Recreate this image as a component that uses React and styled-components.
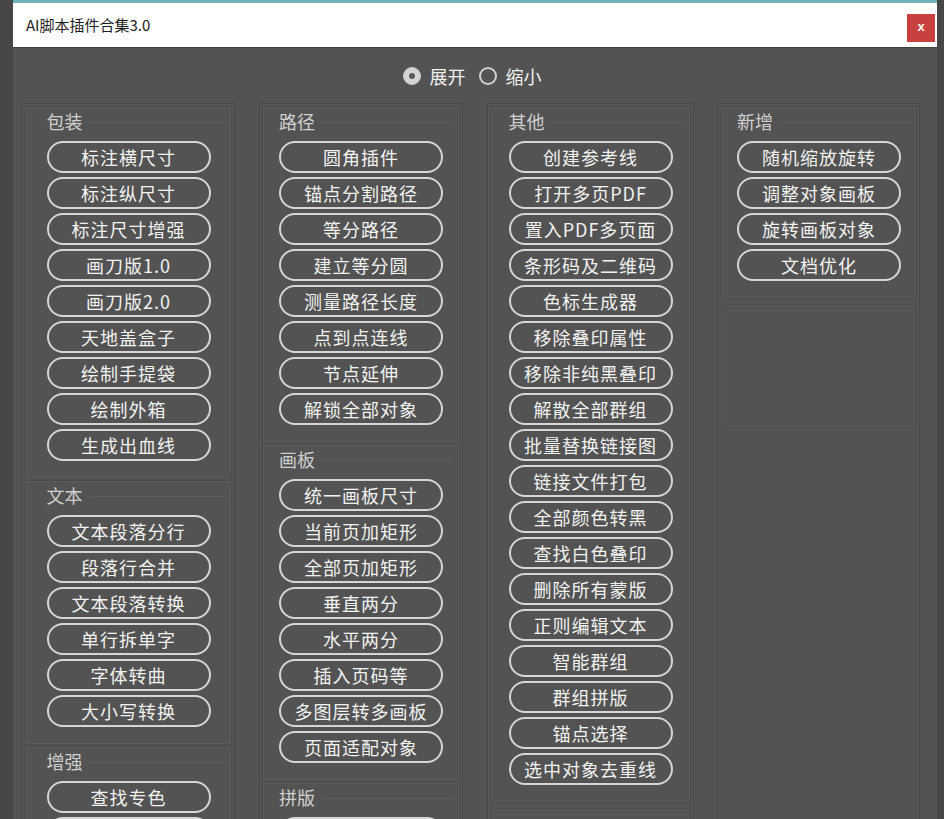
import * as React from "react";
import styled, { createGlobalStyle } from "styled-components";

const columns = [
  [
    {
      title: "包装",
      items: [
        "标注横尺寸",
        "标注纵尺寸",
        "标注尺寸增强",
        "画刀版1.0",
        "画刀版2.0",
        "天地盖盒子",
        "绘制手提袋",
        "绘制外箱",
        "生成出血线",
      ],
    },
    {
      title: "文本",
      items: ["文本段落分行", "段落行合并", "文本段落转换", "单行拆单字", "字体转曲", "大小写转换"],
    },
    { title: "增强", items: ["查找专色", ""] },
  ],
  [
    {
      title: "路径",
      items: [
        "圆角插件",
        "锚点分割路径",
        "等分路径",
        "建立等分圆",
        "测量路径长度",
        "点到点连线",
        "节点延伸",
        "解锁全部对象",
      ],
    },
    {
      title: "画板",
      items: [
        "统一画板尺寸",
        "当前页加矩形",
        "全部页加矩形",
        "垂直两分",
        "水平两分",
        "插入页码等",
        "多图层转多画板",
        "页面适配对象",
      ],
    },
    { title: "拼版", items: [""] },
  ],
  [
    {
      title: "其他",
      items: [
        "创建参考线",
        "打开多页PDF",
        "置入PDF多页面",
        "条形码及二维码",
        "色标生成器",
        "移除叠印属性",
        "移除非纯黑叠印",
        "解散全部群组",
        "批量替换链接图",
        "链接文件打包",
        "全部颜色转黑",
        "查找白色叠印",
        "删除所有蒙版",
        "正则编辑文本",
        "智能群组",
        "群组拼版",
        "锚点选择",
        "选中对象去重线",
      ],
    },
    { empty: true, height: 80 },
  ],
  [
    {
      title: "新增",
      items: ["随机缩放旋转", "调整对象画板", "旋转画板对象", "文档优化"],
    },
    { empty: true, height: 120 },
  ],
];

const App = () => {
  const [mode, setMode] = React.useState("expand");

  return (
    <>
      <GlobalStyle />
      <Window>
        <TitleBar>
          <Title>AI脚本插件合集3.0</Title>
          <CloseButton type="button">x</CloseButton>
        </TitleBar>
        <Body>
          <RadioRow>
            <RadioLabel onClick={() => setMode("expand")}>
              <RadioDot checked={mode === "expand"} />
              展开
            </RadioLabel>
            <RadioLabel onClick={() => setMode("shrink")}>
              <RadioDot checked={mode === "shrink"} />
              缩小
            </RadioLabel>
          </RadioRow>
          <Columns>
            {columns.map((groups, ci) => (
              <Column key={ci}>
                {groups.map((group, gi) =>
                  group.empty ? (
                    <EmptyBox key={gi} height={group.height} />
                  ) : (
                    <Group key={gi}>
                      <LabelRow>{group.title}</LabelRow>
                      <ButtonList>
                        {group.items.map((item, ii) => (
                          <PluginButton key={ii} type="button">
                            {item}
                          </PluginButton>
                        ))}
                      </ButtonList>
                    </Group>
                  )
                )}
              </Column>
            ))}
          </Columns>
        </Body>
      </Window>
    </>
  );
};

export default App;

const GlobalStyle = createGlobalStyle`
  html, body {
    margin: 0;
    padding: 0;
    background: #474747;
    overflow: hidden;
    font-family: "Noto Sans CJK SC", "Noto Sans", sans-serif;
  }
`;

const Window = styled.div`
  margin-left: 13px;
  width: 924px;
  border-top: 3px solid #6fb2b9;
  background: #535353;
  height: 900px;
`;

const TitleBar = styled.div`
  height: 45px;
  background: #ffffff;
  display: flex;
  align-items: center;
  justify-content: space-between;
  padding: 0 2px 0 13px;
  box-sizing: border-box;
  border-bottom: 1px solid #3f3f3f;
`;

const Title = styled.span`
  font-family: "Noto Sans CJK SC", "Noto Sans", sans-serif;
  font-size: 15px;
  color: #1c1c1c;
  line-height: 20px;
`;

const CloseButton = styled.button`
  width: 28px;
  height: 28px;
  border: none;
  margin: 5px 0 0;
  padding: 0 0 2px;
  background: #c8413f;
  color: #ffffff;
  font-family: "Liberation Sans", sans-serif;
  font-weight: bold;
  font-size: 13px;
  line-height: 26px;
  cursor: pointer;
`;

const Body = styled.div`
  padding: 0 17px 0 9px;
`;

const RadioRow = styled.div`
  height: 55px;
  display: flex;
  align-items: center;
  justify-content: center;
  gap: 13px;
  padding-left: 2px;
`;

const RadioLabel = styled.label`
  display: flex;
  align-items: center;
  gap: 9px;
  font-size: 18px;
  line-height: 22px;
  color: #f0f0f0;
  cursor: pointer;
`;

const RadioDot = styled.span`
  position: relative;
  width: 18px;
  height: 18px;
  border-radius: 50%;
  box-sizing: border-box;
  border: 2px solid #d0d0d0;
  background: ${(props) => (props.checked ? "#d6d6d6" : "transparent")};

  &::after {
    content: "";
    display: ${(props) => (props.checked ? "block" : "none")};
    position: absolute;
    left: 50%;
    top: 50%;
    width: 6px;
    height: 6px;
    margin: -3px 0 0 -3px;
    border-radius: 50%;
    background: #5a5a5a;
  }
`;

const Columns = styled.div`
  display: grid;
  grid-template-columns: 213px 204px 207px 202px;
  column-gap: 24px;
  align-items: stretch;
`;

const Column = styled.div`
  min-height: 760px;
  display: flex;
  flex-direction: column;
  gap: 3px;
  padding: 3px;
  border: 1px solid #484848;
  box-shadow: inset 0 0 0 1px #595959;
`;

const Group = styled.div`
  display: grid;
  justify-items: center;
  padding: 3px 0 16px;
  border: 1px solid #5c5c5c;
  box-shadow: 0 0 0 1px #4a4a4a;
`;

const LabelRow = styled.div`
  justify-self: end;
  width: calc(50% + 82px);
  height: 20px;
  display: flex;
  align-items: center;
  font-size: 18px;
  line-height: 20px;
  color: #cfcfcf;

  &::after {
    content: "";
    flex: 1;
    height: 1px;
    margin: 2px 4px 0 6px;
    background: #5c5c5c;
  }
`;

const ButtonList = styled.div`
  display: flex;
  flex-direction: column;
  gap: 4px;
  margin-top: 10px;
`;

const PluginButton = styled.button`
  width: 164px;
  height: 32px;
  box-sizing: border-box;
  margin: 0;
  padding: 0;
  border: 2px solid #d6d6d6;
  border-radius: 16px;
  background: transparent;
  color: #f2f2f2;
  font-family: "Noto Sans CJK SC", "Noto Sans", sans-serif;
  font-size: 18px;
  letter-spacing: 1px;
  line-height: 28px;
  cursor: pointer;

  &:hover {
    background: #5e5e5e;
  }
`;

const EmptyBox = styled.div`
  height: ${(props) => props.height}px;
  margin: 4px 1px 0;
  border: 1px solid #5a5a5a;
  box-shadow: 0 0 0 1px #4a4a4a;
`;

---+---

WHAT IS REQUIRED:
Omit the pictures, and quote the material above exactly as given.

RESULT BELOW:
Recreate this image as a component that uses React and styled-components.
import * as React from "react";
import styled, { createGlobalStyle } from "styled-components";

const columns = [
  [
    {
      title: "包装",
      items: [
        "标注横尺寸",
        "标注纵尺寸",
        "标注尺寸增强",
        "画刀版1.0",
        "画刀版2.0",
        "天地盖盒子",
        "绘制手提袋",
        "绘制外箱",
        "生成出血线",
      ],
    },
    {
      title: "文本",
      items: ["文本段落分行", "段落行合并", "文本段落转换", "单行拆单字", "字体转曲", "大小写转换"],
    },
    { title: "增强", items: ["查找专色", ""] },
  ],
  [
    {
      title: "路径",
      items: [
        "圆角插件",
        "锚点分割路径",
        "等分路径",
        "建立等分圆",
        "测量路径长度",
        "点到点连线",
        "节点延伸",
        "解锁全部对象",
      ],
    },
    {
      title: "画板",
      items: [
        "统一画板尺寸",
        "当前页加矩形",
        "全部页加矩形",
        "垂直两分",
        "水平两分",
        "插入页码等",
        "多图层转多画板",
        "页面适配对象",
      ],
    },
    { title: "拼版", items: [""] },
  ],
  [
    {
      title: "其他",
      items: [
        "创建参考线",
        "打开多页PDF",
        "置入PDF多页面",
        "条形码及二维码",
        "色标生成器",
        "移除叠印属性",
        "移除非纯黑叠印",
        "解散全部群组",
        "批量替换链接图",
        "链接文件打包",
        "全部颜色转黑",
        "查找白色叠印",
        "删除所有蒙版",
        "正则编辑文本",
        "智能群组",
        "群组拼版",
        "锚点选择",
        "选中对象去重线",
      ],
    },
    { empty: true, height: 80 },
  ],
  [
    {
      title: "新增",
      items: ["随机缩放旋转", "调整对象画板", "旋转画板对象", "文档优化"],
    },
    { empty: true, height: 120 },
  ],
];

const App = () => {
  const [mode, setMode] = React.useState("expand");

  return (
    <>
      <GlobalStyle />
      <Window>
        <TitleBar>
          <Title>AI脚本插件合集3.0</Title>
          <CloseButton type="button">x</CloseButton>
        </TitleBar>
        <Body>
          <RadioRow>
            <RadioLabel onClick={() => setMode("expand")}>
              <RadioDot checked={mode === "expand"} />
              展开
            </RadioLabel>
            <RadioLabel onClick={() => setMode("shrink")}>
              <RadioDot checked={mode === "shrink"} />
              缩小
            </RadioLabel>
          </RadioRow>
          <Columns>
            {columns.map((groups, ci) => (
              <Column key={ci}>
                {groups.map((group, gi) =>
                  group.empty ? (
                    <EmptyBox key={gi} height={group.height} />
                  ) : (
                    <Group key={gi}>
                      <LabelRow>{group.title}</LabelRow>
                      <ButtonList>
                        {group.items.map((item, ii) => (
                          <PluginButton key={ii} type="button">
                            {item}
                          </PluginButton>
                        ))}
                      </ButtonList>
                    </Group>
                  )
                )}
              </Column>
            ))}
          </Columns>
        </Body>
      </Window>
    </>
  );
};

export default App;

const GlobalStyle = createGlobalStyle`
  html, body {
    margin: 0;
    padding: 0;
    background: #474747;
    overflow: hidden;
    font-family: "Noto Sans CJK SC", "Noto Sans", sans-serif;
  }
`;

const Window = styled.div`
  margin-left: 13px;
  width: 924px;
  border-top: 3px solid #6fb2b9;
  background: #535353;
  height: 900px;
`;

const TitleBar = styled.div`
  height: 45px;
  background: #ffffff;
  display: flex;
  align-items: center;
  justify-content: space-between;
  padding: 0 2px 0 13px;
  box-sizing: border-box;
  border-bottom: 1px solid #3f3f3f;
`;

const Title = styled.span`
  font-family: "Noto Sans CJK SC", "Noto Sans", sans-serif;
  font-size: 15px;
  color: #1c1c1c;
  line-height: 20px;
`;

const CloseButton = styled.button`
  width: 28px;
  height: 28px;
  border: none;
  margin: 5px 0 0;
  padding: 0 0 2px;
  background: #c8413f;
  color: #ffffff;
  font-family: "Liberation Sans", sans-serif;
  font-weight: bold;
  font-size: 13px;
  line-height: 26px;
  cursor: pointer;
`;

const Body = styled.div`
  padding: 0 17px 0 9px;
`;

const RadioRow = styled.div`
  height: 55px;
  display: flex;
  align-items: center;
  justify-content: center;
  gap: 13px;
  padding-left: 2px;
`;

const RadioLabel = styled.label`
  display: flex;
  align-items: center;
  gap: 9px;
  font-size: 18px;
  line-height: 22px;
  color: #f0f0f0;
  cursor: pointer;
`;

const RadioDot = styled.span`
  position: relative;
  width: 18px;
  height: 18px;
  border-radius: 50%;
  box-sizing: border-box;
  border: 2px solid #d0d0d0;
  background: ${(props) => (props.checked ? "#d6d6d6" : "transparent")};

  &::after {
    content: "";
    display: ${(props) => (props.checked ? "block" : "none")};
    position: absolute;
    left: 50%;
    top: 50%;
    width: 6px;
    height: 6px;
    margin: -3px 0 0 -3px;
    border-radius: 50%;
    background: #5a5a5a;
  }
`;

const Columns = styled.div`
  display: grid;
  grid-template-columns: 213px 204px 207px 202px;
  column-gap: 24px;
  align-items: stretch;
`;

const Column = styled.div`
  min-height: 760px;
  display: flex;
  flex-direction: column;
  gap: 3px;
  padding: 3px;
  border: 1px solid #484848;
  box-shadow: inset 0 0 0 1px #595959;
`;

const Group = styled.div`
  display: grid;
  justify-items: center;
  padding: 3px 0 16px;
  border: 1px solid #5c5c5c;
  box-shadow: 0 0 0 1px #4a4a4a;
`;

const LabelRow = styled.div`
  justify-self: end;
  width: calc(50% + 82px);
  height: 20px;
  display: flex;
  align-items: center;
  font-size: 18px;
  line-height: 20px;
  color: #cfcfcf;

  &::after {
    content: "";
    flex: 1;
    height: 1px;
    margin: 2px 4px 0 6px;
    background: #5c5c5c;
  }
`;

const ButtonList = styled.div`
  display: flex;
  flex-direction: column;
  gap: 4px;
  margin-top: 10px;
`;

const PluginButton = styled.button`
  width: 164px;
  height: 32px;
  box-sizing: border-box;
  margin: 0;
  padding: 0;
  border: 2px solid #d6d6d6;
  border-radius: 16px;
  background: transparent;
  color: #f2f2f2;
  font-family: "Noto Sans CJK SC", "Noto Sans", sans-serif;
  font-size: 18px;
  letter-spacing: 1px;
  line-height: 28px;
  cursor: pointer;

  &:hover {
    background: #5e5e5e;
  }
`;

const EmptyBox = styled.div`
  height: ${(props) => props.height}px;
  margin: 4px 1px 0;
  border: 1px solid #5a5a5a;
  box-shadow: 0 0 0 1px #4a4a4a;
`;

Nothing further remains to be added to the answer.